#### WHAT TO PRODUCE
Each line containing the word "React" must be reported.

#### INFORMATION SUPPLIED
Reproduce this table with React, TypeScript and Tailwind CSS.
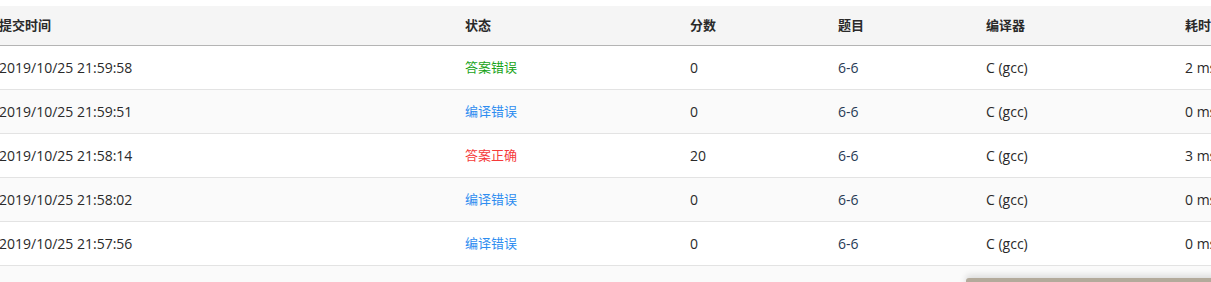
import React from "react";

const rows = [
  { time: "2019/10/25 21:59:58", status: "答案错误", score: "0", problem: "6-6", compiler: "C (gcc)", cost: "2 ms" },
  { time: "2019/10/25 21:59:51", status: "编译错误", score: "0", problem: "6-6", compiler: "C (gcc)", cost: "0 ms" },
  { time: "2019/10/25 21:58:14", status: "答案正确", score: "20", problem: "6-6", compiler: "C (gcc)", cost: "3 ms" },
  { time: "2019/10/25 21:58:02", status: "编译错误", score: "0", problem: "6-6", compiler: "C (gcc)", cost: "0 ms" },
  { time: "2019/10/25 21:57:56", status: "编译错误", score: "0", problem: "6-6", compiler: "C (gcc)", cost: "0 ms" },
];

function statusColor(s: string) {
  if (s === "答案错误") return "text-[#18a318]";
  if (s === "答案正确") return "text-[#f53a3a]";
  return "text-[#2d8cf0]";
}

const cols = "grid grid-cols-[466px_225px_148px_148px_199px_1fr] ml-[-1px]";

export default function App() {
  return (
    <div
      className="relative w-[1211px] h-[282px] overflow-hidden bg-white pt-[6px] text-[13px] text-[#2a2a2a]"
      style={{ fontFamily: '"Open Sans", "Noto Sans CJK SC", sans-serif' }}
    >
      <div className={`${cols} h-[40px] items-center bg-[#f5f5f5] border-b border-[#b4b4b4] font-bold`}>
        <div>提交时间</div>
        <div>状态</div>
        <div>分数</div>
        <div>题目</div>
        <div>编译器</div>
        <div className="whitespace-nowrap">耗时</div>
      </div>
      {rows.map((r, i) => (
        <div
          key={i}
          className={`${cols} h-[44px] items-center border-b border-[#e3e3e3] text-[14px] ${i % 2 === 1 ? "bg-[#fafafa]" : "bg-white"}`}
        >
          <div>{r.time}</div>
          <div className={`text-[13px] ${statusColor(r.status)}`}>{r.status}</div>
          <div>{r.score}</div>
          <div className="text-[#283a55]">{r.problem}</div>
          <div>{r.compiler}</div>
          <div className="whitespace-nowrap">{r.cost}</div>
        </div>
      ))}
      <div className="h-[20px] bg-[#fafafa]" />
      <div className="absolute left-[966px] top-[278px] w-[260px] h-[12px] rounded-tl-[3px] bg-[#b3aa9b] shadow-[0_-3px_6px_rgba(0,0,0,0.12)]" />
    </div>
  );
}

#### SOLUTION TO THIS TASK
Reproduce this table with React, TypeScript and Tailwind CSS.
import React from "react";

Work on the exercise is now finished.